Jean-Michel Basquiat, Rubber, 1985. Courtesy of Sotheby’s.
- Hockney’s The Splash (1966), depicting the splash left by a diver who has just disappeared underwater, sold for £23.1 million. The work is the second of three paintings in Hockney’s series of “splash” works, and sold for over eight times what it brought in at a Sotheby’s auction in 2006, when it sold for £2.9 million ($5.4 million)—setting a new auction record for Hockney at the time. Though Tuesday night’s sale of The Splash is Hockney’s third-highest auction sale ever, it’s a far cry from his $90.3 million highwater mark, which briefly made him the world’s most expensive living artist.
- Jean-Michel Basquiat’s Rubber (1985) sold for a hammer price of £6.4 million ($8.2 million), narrowly surpassing its low estimate of £6 million ($7.7 million). The work, which features a vibrant mix of flames and a skeletal human head, brought in £7.4 million ($9.5 million) including fees. The equivalent sale at Sotheby’s in London last year was led by a similarly priced Basquiat, which brought in £8.2 million ($10.8 million). (The bidder who won Rubber also snapped up Adrian Ghenie’s moody 2014 painting The Arrival for £4.1 million, or $5.2 million, three lots earlier.)
- Francis Bacon’s Turning Figure (1963), which had the same £6 million to £8 million ($7.7 million–$10.3 million) estimate as the Basquiat, hammered down at its low estimate, a price that came to £7 million ($9 million) after fees. The piece was being offered at auction for the first time ever after being in the same private collection for over 30 years.
Julie Curtiss, Witch, 2017. Courtesy of Sotheby’s.
A.R. Penck, Welt des adlers I (World of the Eagle I), 1981. Courtesy of Sotheby’s.
Tuesday’s sale at Sotheby’s was short on record-breaking action, but A.R. Penck’s Welt des Adlers I (World of the Eagle I) (1981) sold for a hammer price of £430,000 ($555,000), or £531,000 ($685,000) with fees, setting a new record for the German Neo-Expressionist.

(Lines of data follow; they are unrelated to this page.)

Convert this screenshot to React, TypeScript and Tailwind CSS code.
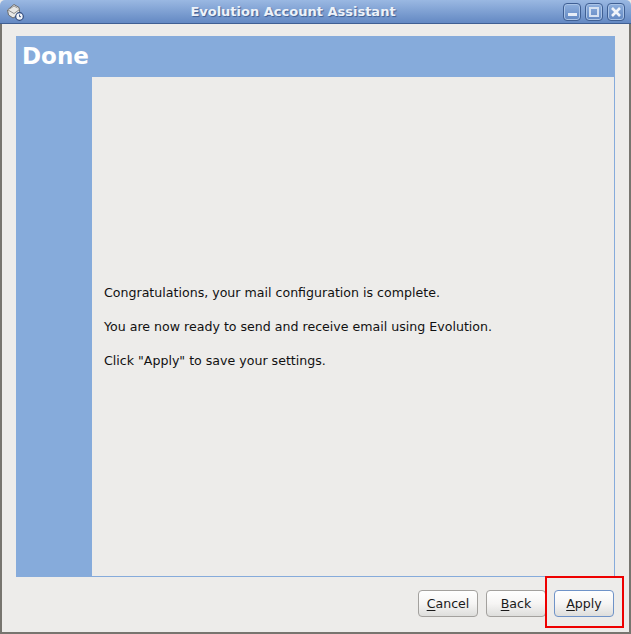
import React from 'react';

const WindowButton = ({ children }: { children: React.ReactNode }) => (
  <div className="w-[18px] h-[18px] rounded-[4px] border border-[#3f5f93] bg-gradient-to-b from-[#8fb0de] to-[#6288c2] shadow-[inset_0_0_0_1px_#a9c3e6] flex items-center justify-center">
    {children}
  </div>
);

const MailIcon = () => (
  <svg width="18" height="18" viewBox="0 0 18 18" className="shrink-0">
    <path d="M1.5 7 L8 1.5 L13 4.5 L14 11 L7 15 L2.5 12 Z" fill="#e8e8e6" stroke="#6b6b6b" strokeWidth="1" />
    <path d="M2 7 L8 10.5 L13.5 6.5" fill="none" stroke="#8a8a8a" strokeWidth="1" />
    <path d="M3.5 6 L8 3 L11.5 5" fill="none" stroke="#9a9a9a" strokeWidth="1" />
    <circle cx="13.5" cy="13.5" r="3.8" fill="#f2f4f8" stroke="#2f4a7d" strokeWidth="1.2" />
    <path d="M13.5 11.5 V13.7 H15" fill="none" stroke="#2f4a7d" strokeWidth="0.9" />
  </svg>
);

const DialogButton = ({ label, rest, focused }: { label: string; rest: string; focused?: boolean }) => (
  <button
    className={`w-[60px] h-[27px] pt-[1px] rounded-[4px] border bg-gradient-to-b from-[#ffffff] via-[#f6f5f4] to-[#dededc] text-[12.6px] text-[#1a1a1a] flex items-center justify-center ${focused ? 'border-[#6f93c8]' : 'border-[#a3a19e]'}`}
  >
    <span>
      <span className="underline underline-offset-2">{label}</span>
      {rest}
    </span>
  </button>
);

export default function App() {
  return (
    <div className="relative w-[631px] h-[634px] flex flex-col bg-[#edecea] overflow-hidden font-['DejaVu_Sans',sans-serif]">
      <div className="h-[24px] shrink-0 rounded-t-[5px] bg-gradient-to-b from-[#9ab8e2] to-[#6489c3] border-b border-[#3f5f93] flex items-center pl-[6px] pr-[6px]">
        <MailIcon />
        <div className="flex-1 text-center text-[13px] font-bold tracking-[0px] mt-[1px] text-[#edf2f9] [text-shadow:1px_1px_1px_#3f5f93] pr-[1px]">
          Evolution Account Assistant
        </div>
        <div className="flex gap-[4px]">
          <WindowButton>
            <div className="w-[9px] h-[3px] mt-[5px] bg-[#e6edf7]" />
          </WindowButton>
          <WindowButton>
            <div className="w-[10px] h-[10px] border-2 border-[#d5e1f1]" />
          </WindowButton>
          <WindowButton>
            <svg width="12" height="12" viewBox="0 0 12 12">
              <path d="M2 2 L10 10 M10 2 L2 10" stroke="#f0f4fa" strokeWidth="2.6" />
            </svg>
          </WindowButton>
        </div>
      </div>

      <div className="flex-1 flex flex-col border-x-2 border-b-2 border-x-[#77756f] border-b-[#77756f] pl-[14px] pr-[14px] pt-[12px]">
        <div className="w-[599px] h-[541px] flex flex-col bg-[#86abdb]">
          <div className="h-[41px] shrink-0 pl-[6px] flex items-center">
            <span className="text-[23px] leading-none font-bold text-white">Done</span>
          </div>
          <div className="flex-1 ml-[76px] mr-[1px] mb-[1px] bg-[#edecea] flex flex-col justify-center gap-[17px] pl-[12px] text-[12.6px] leading-[17px] text-[#111111]">
            <p>Congratulations, your mail configuration is complete.</p>
            <p>You are now ready to send and receive email using Evolution.</p>
            <p>Click "Apply" to save your settings.</p>
          </div>
        </div>
        <div className="w-[598px] flex justify-end gap-[8px] mt-[13px]">
          <DialogButton label="C" rest="ancel" />
          <DialogButton label="B" rest="ack" />
          <DialogButton label="A" rest="pply" focused />
        </div>
      </div>

      <div className="absolute left-[545px] top-[576px] w-[79px] h-[52px] border-2 border-[#ee0000]" />
    </div>
  );
}
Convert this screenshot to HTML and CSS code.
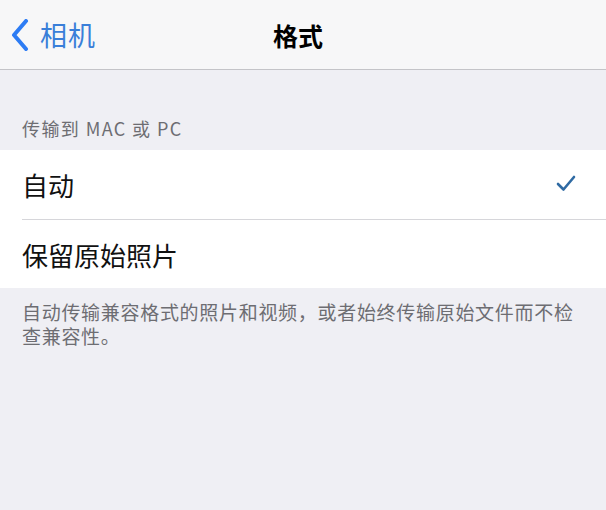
FILE: index.html
```html
<!DOCTYPE html>
<html lang="zh-CN">
  <head>
    <meta charset="UTF-8" />
    <title>格式</title>
    <link rel="stylesheet" href="styles.css">
  </head>
  <body>
    <div class="navbar">
      <div class="back">
        <svg class="chevron" width="18" height="32" viewBox="0 0 18 32">
          <polyline points="15,2 3,16 15,30" fill="none" stroke="#2d7cf4" stroke-width="4" stroke-linecap="round" stroke-linejoin="round" />
        </svg>
        <span>相机</span>
      </div>
      <div class="title">格式</div>
      <div class="spacer"></div>
    </div>

    <div class="group-header">传输到 MAC 或 PC</div>

    <div class="group">
      <div class="row">
        <span>自动</span>
        <svg class="check" width="20" height="17" viewBox="0 0 20 17">
          <polyline points="2,9 7.5,14.5 18,2" fill="none" stroke="#2f6aa3" stroke-width="2.6" stroke-linecap="round" stroke-linejoin="round" />
        </svg>
      </div>
      <div class="row">
        <span>保留原始照片</span>
      </div>
    </div>

    <div class="group-footer">自动传输兼容格式的照片和视频，或者始终传输原始文件而不检查兼容性。</div>
  </body>
</html>
```

FILE: styles.css
```css
body {
  margin: 0;
  background-color: #efeff4;
  font-family: "Noto Sans CJK SC", "Noto Sans", sans-serif;
  color: #111;
}
.navbar {
  height: 69px;
  background-color: #f7f7f8;
  border-bottom: 1px solid #c4c4c8;
  display: grid;
  grid-template-columns: 1fr auto 1fr;
  align-items: center;
}
.back {
  display: flex;
  align-items: center;
  padding-left: 11px;
  color: #3a7fd9;
  font-size: 27px;
  letter-spacing: 1px;
}
.chevron {
  margin-right: 11px;
}
.title {
  font-size: 25px;
  font-weight: 600;
  color: #000;
  margin-right: 10px;
}
.group-header {
  padding: 47px 22px 11px;
  font-size: 18px;
  line-height: 22px;
  letter-spacing: 1.4px;
  color: #6d6d72;
}
.group {
  background-color: #ffffff;
}
.row {
  height: 69px;
  display: flex;
  align-items: center;
  justify-content: space-between;
  padding: 0 30px 0 22px;
  font-size: 26px;
}
.row + .row {
  border-top: 1px solid #d6d6da;
  margin-left: 22px;
  padding-left: 0;
  height: 68px;
}
.check {
  margin-top: -3px;
}
.group-footer {
  padding: 12px 30px 0 22px;
  font-size: 19px;
  line-height: 24px;
  letter-spacing: 0.7px;
  color: #6d6d72;
}
```
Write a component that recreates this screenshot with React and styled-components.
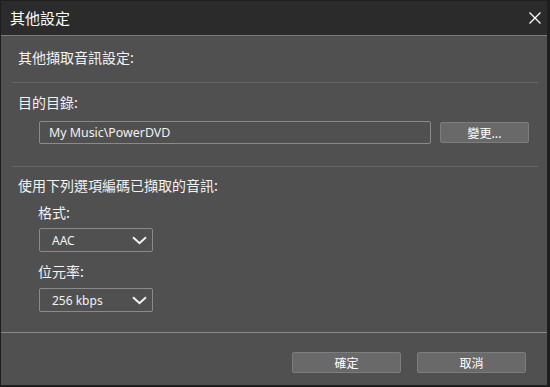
import React from "react";
import styled, { createGlobalStyle } from "styled-components";

const Global = createGlobalStyle`
  html, body { margin: 0; padding: 0; background: #1e1e1e; }
  body { font-family: "Noto Sans", "Noto Sans CJK TC", sans-serif; }
  * { box-sizing: border-box; }
`;

const Window = styled.div`
  width: 550px;
  height: 387px;
  display: flex;
  flex-direction: column;
  border: 1px solid #1e1e1e;
  border-right-width: 3px;
  border-bottom-width: 2px;
  background: #505050;
  color: #f2f2f2;
`;

const TitleBar = styled.div`
  height: 35px;
  flex: none;
  display: flex;
  align-items: center;
  justify-content: space-between;
  padding: 0 4px 0 9px;
  background: #2b2b2b;
  border-bottom: 1px solid #7c7c7c;
`;

const Title = styled.div`
  font-family: "Noto Sans CJK TC", sans-serif;
  font-size: 15px;
  line-height: 20px;
  color: #ffffff;
`;

const CloseButton = styled.div`
  width: 12px;
  height: 12px;
  display: flex;
  margin-right: 2px;
`;

const Body = styled.div`
  flex: 1;
  display: flex;
  flex-direction: column;
  padding: 11px 9px 0 11px;
`;

const Heading = styled.div`
  font-family: "Noto Sans CJK TC", sans-serif;
  font-size: 14px;
  line-height: 20px;
  padding-left: ${(p) => p.$indent || 6}px;
  margin-top: ${(p) => p.$top || 0}px;
  color: #f2f2f2;
`;

const Separator = styled.div`
  height: 1px;
  background: #666666;
  margin-top: ${(p) => p.$top}px;
`;

const Row = styled.div`
  display: flex;
  align-items: center;
  gap: 9px;
  padding-left: 27px;
  margin-top: ${(p) => p.$top}px;
`;

const TextField = styled.div`
  width: 392px;
  height: 23px;
  border: 1px solid #8a8a8a;
  border-radius: 2px;
  padding: 0 9px;
  display: flex;
  align-items: center;
  font-size: 12.4px;
  color: #f2f2f2;
`;

const Button = styled.div`
  width: ${(p) => p.$w}px;
  height: 21px;
  background: #696969;
  border: 1px solid #7d7d7d;
  border-radius: 2px;
  display: flex;
  align-items: center;
  justify-content: center;
  font-family: "Noto Sans CJK TC", sans-serif;
  font-size: 12px;
  line-height: 16px;
  color: #ffffff;
`;

const Select = styled.div`
  width: 114px;
  height: 24px;
  margin-left: 27px;
  margin-top: ${(p) => p.$top}px;
  border: 1px solid #8a8a8a;
  border-radius: 2px;
  padding: 0 5px 0 12px;
  display: flex;
  align-items: center;
  justify-content: space-between;
  font-size: 12px;
  color: #f2f2f2;
`;

const Footer = styled.div`
  flex: none;
  border-top: 1px solid #8a8a8a;
  display: flex;
  justify-content: flex-end;
  gap: 16px;
  padding: 19px 21px 12px 0;
`;

const Chevron = () => (
  <svg width="15" height="9" viewBox="0 0 15 9">
    <path d="M1 1.2 L7.5 7.2 L14 1.2" fill="none" stroke="#f2f2f2" strokeWidth="2" />
  </svg>
);

const CloseIcon = () => (
  <svg width="12" height="12" viewBox="0 0 12 12">
    <path d="M0.5 0.5 L11.5 11.5 M11.5 0.5 L0.5 11.5" stroke="#ffffff" strokeWidth="1.3" />
  </svg>
);

export default function App() {
  return (
    <>
      <Global />
      <Window>
        <TitleBar>
          <Title>其他設定</Title>
          <CloseButton>
            <CloseIcon />
          </CloseButton>
        </TitleBar>
        <Body>
          <Heading>其他擷取音訊設定:</Heading>
          <Separator $top={15} />
          <Heading $top={9}>目的目錄:</Heading>
          <Row $top={9}>
            <TextField>My Music\PowerDVD</TextField>
            <Button $w={89}>變更...</Button>
          </Row>
          <Separator $top={22} />
          <Heading $top={8}>使用下列選項編碼已擷取的音訊:</Heading>
          <Heading $indent={26} $top={7}>格式:</Heading>
          <Select $top={6}>
            <span>AAC</span>
            <Chevron />
          </Select>
          <Heading $indent={26} $top={9}>位元率:</Heading>
          <Select $top={7}>
            <span>256 kbps</span>
            <Chevron />
          </Select>
        </Body>
        <Footer>
          <Button $w={109}>確定</Button>
          <Button $w={109}>取消</Button>
        </Footer>
      </Window>
    </>
  );
}
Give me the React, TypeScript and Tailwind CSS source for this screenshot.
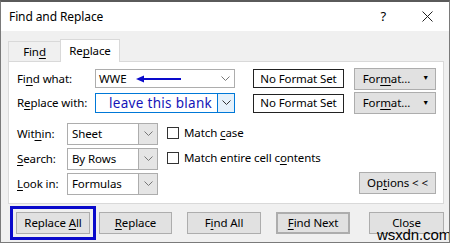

The most protracted bidding wars in the swift sale were for works by younger living artists. The opening lot, Julie Curtiss’s Witch (2017), drew interest from eight bidders, with the painting eventually selling for a hammer price of £130,000 ($167,000), or £162,500 ($209,000) with fees. Curtiss’s work first appeared at auction in May of last year, and her current auction record of $423,000 was set at Christie’s last November; Curtiss just joined the roster of mega-gallery White Cube. The sale’s third-to-last lot, Eddie Martinez’s Empirical Mind State (2009), soared past its £150,000 ($193,000) high estimate to sell for a hammer price of £500,000 ($645,000) to a phone bidder on the line with Yuki Terase, the auction house’s head of contemporary art, Asia. With fees, the price came to £615,000 ($793,000).
The saga of Maurizio Cattelan’s duct-taped banana at Art Basel in Miami Beach last December seemed to have whet collectors’ appetites for his work in the Sotheby’s sale: an untitled, hyperrealist sculpture of a seemingly crucified figure from 2007 with a high estimate of £800,000 ($1 million). His December stunt proved fruitful: The work at Sotheby’s set off a long bidding war between two phone bidders on the line with Terase and Patti Wong, chairman of Sotheby’s Asia, with the work eventually hammering down at £1.2 million ($1.5 million). After fees, the price came to £1.5 million ($1.9 million).
Takeaway
Eddie Martinez, Empirical Mind State, 2009. Courtesy of Sotheby’s.
Brexit hung over the Sotheby’s sale both figuratively and literally: Banksy’s Vote to Love (2018), a work painted on a “Vote to Leave” pro-Brexit placard, was the night’s third lot and sold for over twice its low estimate, fetching a hammer price of £950,000 ($1.2 million), or £1.15 million ($1.4 million) with fees. But Britain’s final departure from the European Union on January 31st may have tempered bidding on the sale’s higher-priced works and impacted its bottom line. The lots with the evening’s nine highest hammer prices all sold within or below their pre-sale estimates, excluding additional fees. The splashy Hockney failed to ignite a bidding war. And the only lot withdrawn was projected to be one of the sale’s biggest: a Gerhard Richter squeegee painting with a pre-sale estimate of £6 million to £8 million ($7.7 million–$10.3 million).
Though the sale was short on surprises, its overall result was on par with previous years: With a total value of £92.4 million ($119 million), it came in just under last year’s equivalent sale in London, which brought in £93.2 million ($122.8 million); its total was significantly lower than 2018’s equivalent sale, which brought in £109.2 million ($151 million).
London’s auctions continue Wednesday with Sotheby’s day sale of contemporary art, followed by Christie’s sale of post-war and contemporary art in the evening.